Pick out all lines of the entries that include the word "this" and copy them.

● **EXTRACTED INFORMATION**
----------

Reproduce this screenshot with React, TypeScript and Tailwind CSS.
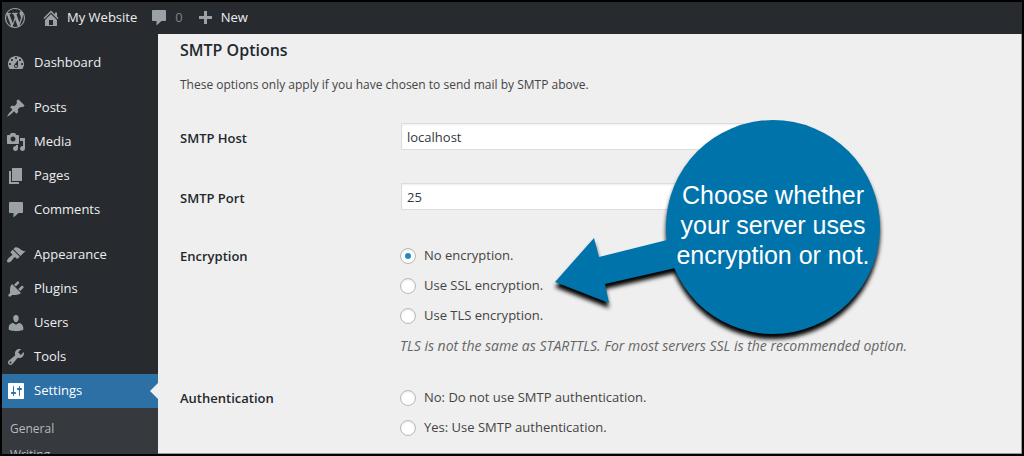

----------

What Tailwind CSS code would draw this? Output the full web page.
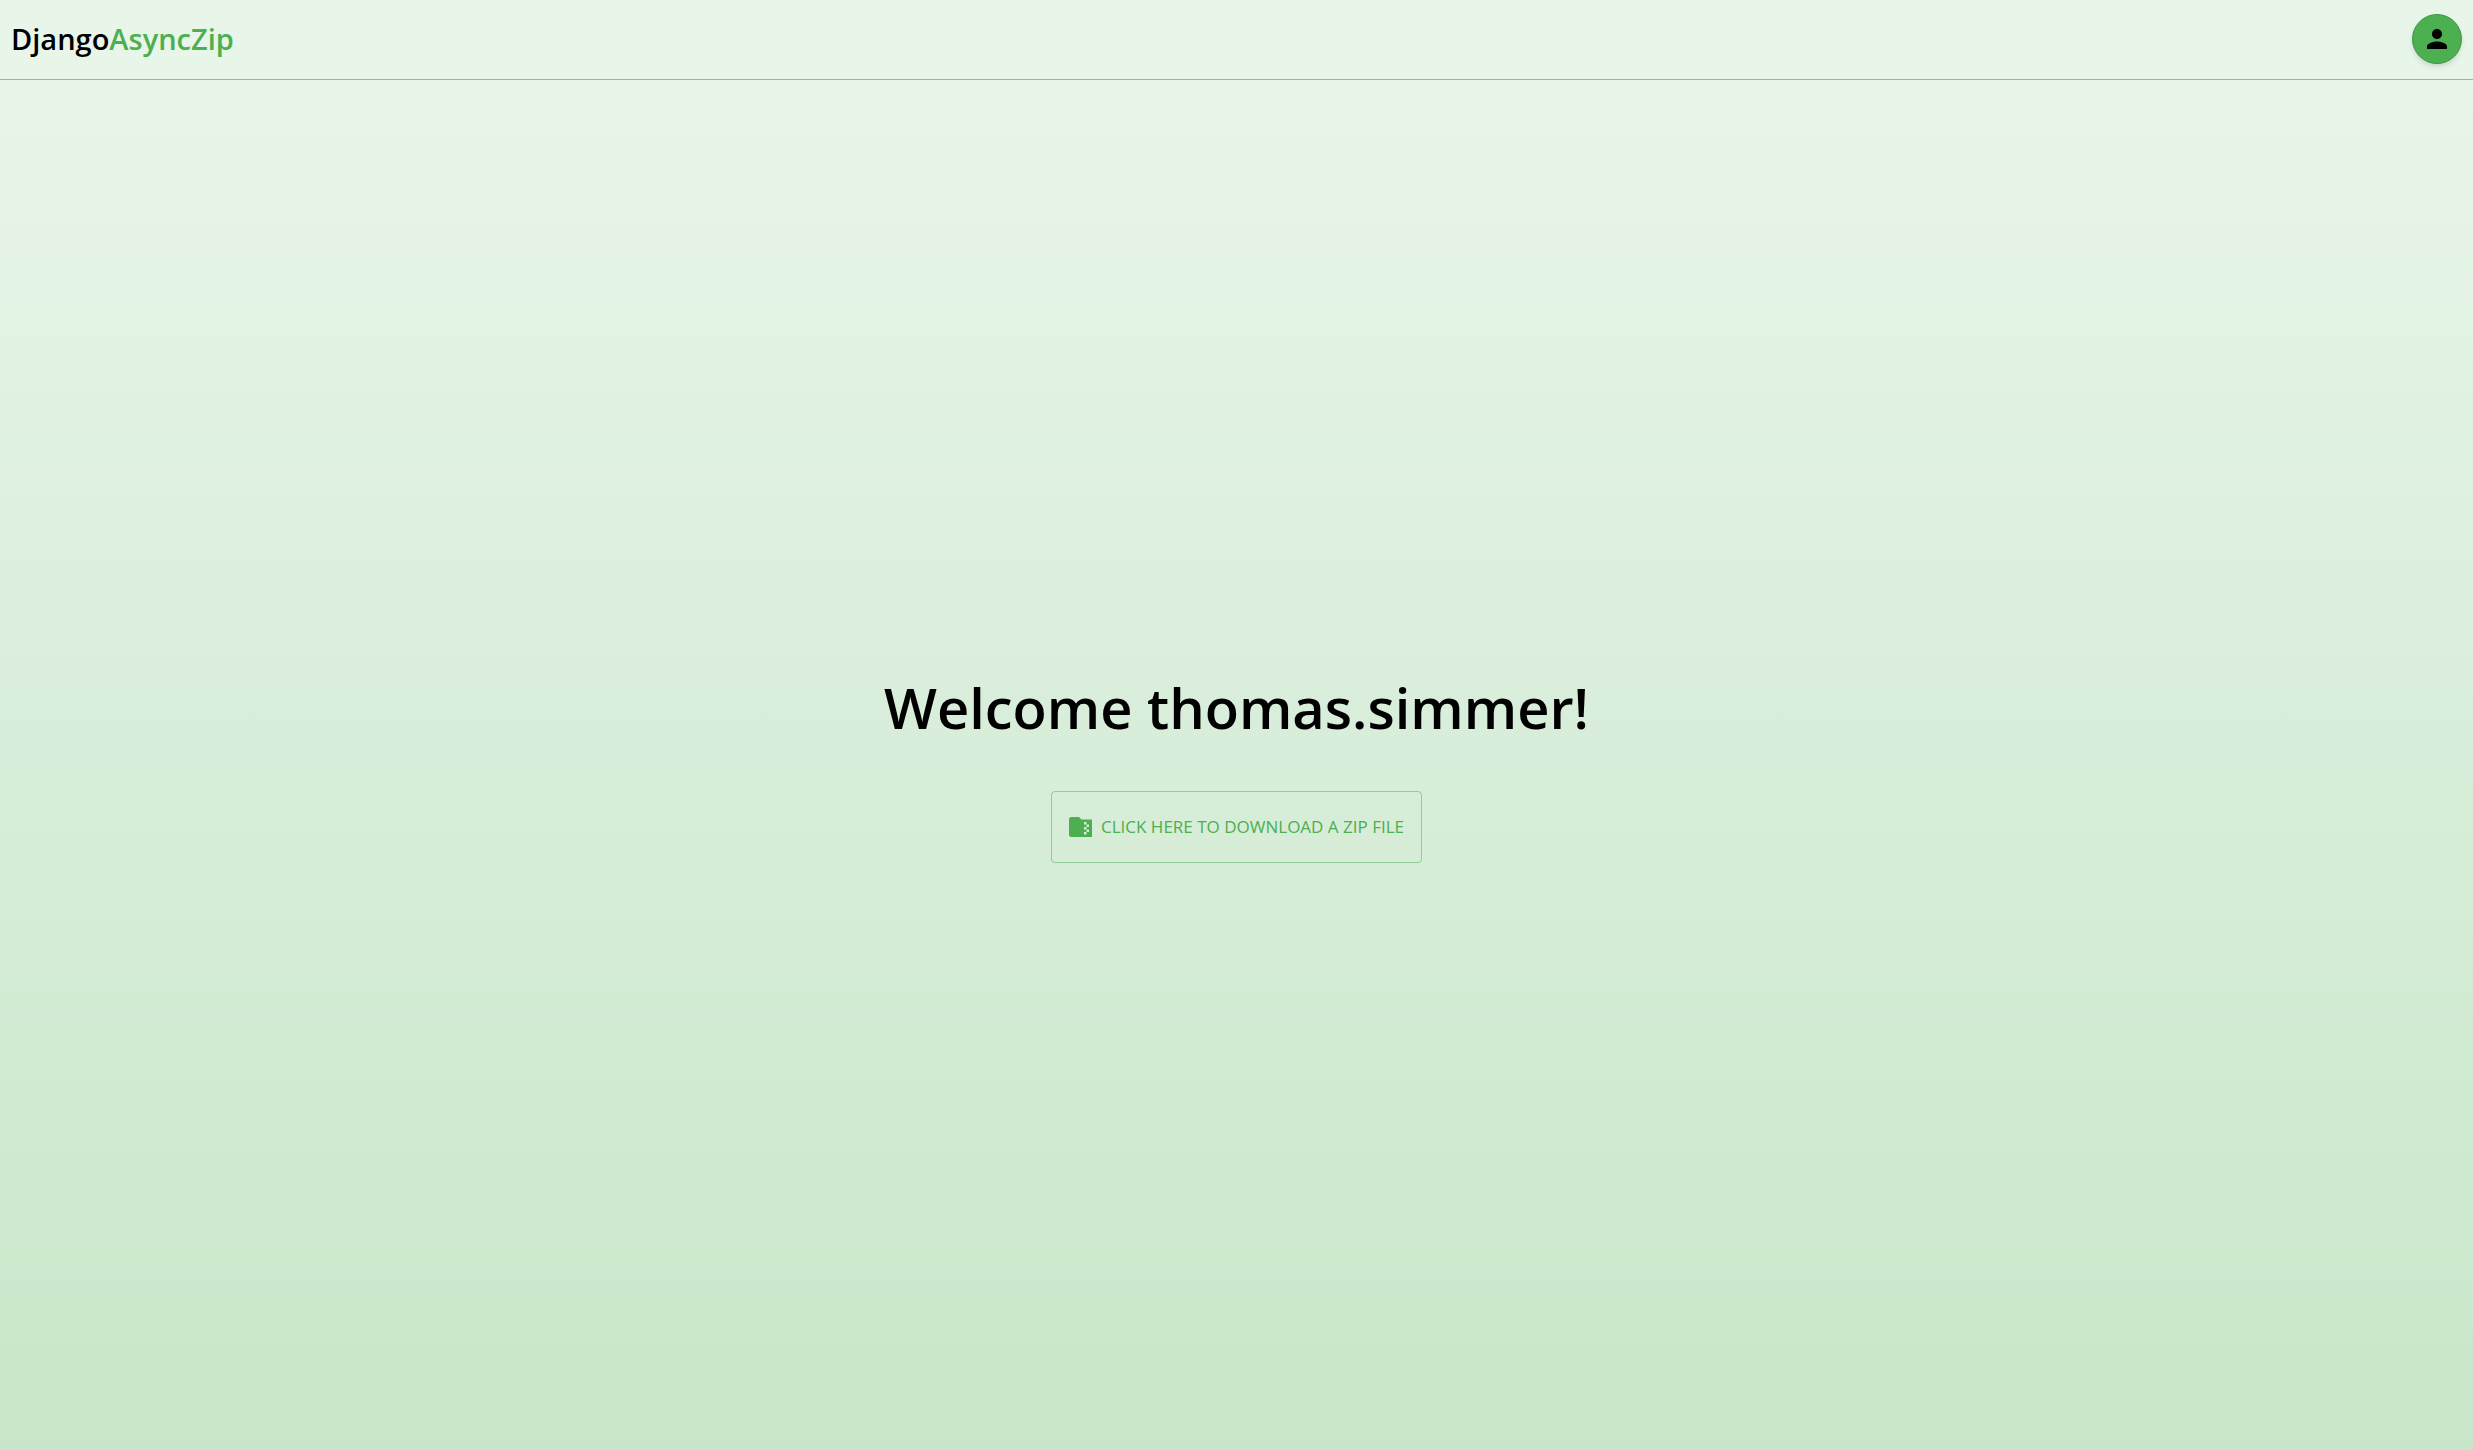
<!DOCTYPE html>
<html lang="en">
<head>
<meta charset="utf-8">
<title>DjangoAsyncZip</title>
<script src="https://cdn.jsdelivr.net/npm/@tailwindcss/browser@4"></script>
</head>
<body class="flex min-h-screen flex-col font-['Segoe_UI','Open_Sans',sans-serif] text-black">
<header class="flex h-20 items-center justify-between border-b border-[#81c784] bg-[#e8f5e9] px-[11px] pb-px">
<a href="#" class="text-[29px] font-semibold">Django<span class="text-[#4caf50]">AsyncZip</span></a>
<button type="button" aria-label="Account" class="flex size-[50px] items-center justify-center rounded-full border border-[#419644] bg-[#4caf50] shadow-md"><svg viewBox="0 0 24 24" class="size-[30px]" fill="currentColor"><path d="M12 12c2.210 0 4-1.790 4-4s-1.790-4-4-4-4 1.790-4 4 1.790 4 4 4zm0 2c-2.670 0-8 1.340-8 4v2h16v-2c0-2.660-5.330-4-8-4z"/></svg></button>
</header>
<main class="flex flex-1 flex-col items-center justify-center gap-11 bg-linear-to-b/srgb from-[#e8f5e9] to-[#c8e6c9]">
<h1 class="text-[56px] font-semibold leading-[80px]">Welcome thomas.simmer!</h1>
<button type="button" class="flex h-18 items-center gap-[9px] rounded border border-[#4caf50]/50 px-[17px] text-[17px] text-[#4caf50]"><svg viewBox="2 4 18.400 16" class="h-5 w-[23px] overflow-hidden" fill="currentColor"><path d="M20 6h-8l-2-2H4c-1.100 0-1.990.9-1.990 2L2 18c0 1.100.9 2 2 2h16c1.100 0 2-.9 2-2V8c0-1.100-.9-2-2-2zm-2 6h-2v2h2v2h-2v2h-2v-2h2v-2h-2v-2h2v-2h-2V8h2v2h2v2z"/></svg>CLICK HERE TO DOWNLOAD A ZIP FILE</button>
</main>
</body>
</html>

----------

● **CORRECT OUTPUT**
Reproduce this screenshot with React, TypeScript and Tailwind CSS.
What Tailwind CSS code would draw this? Output the full web page.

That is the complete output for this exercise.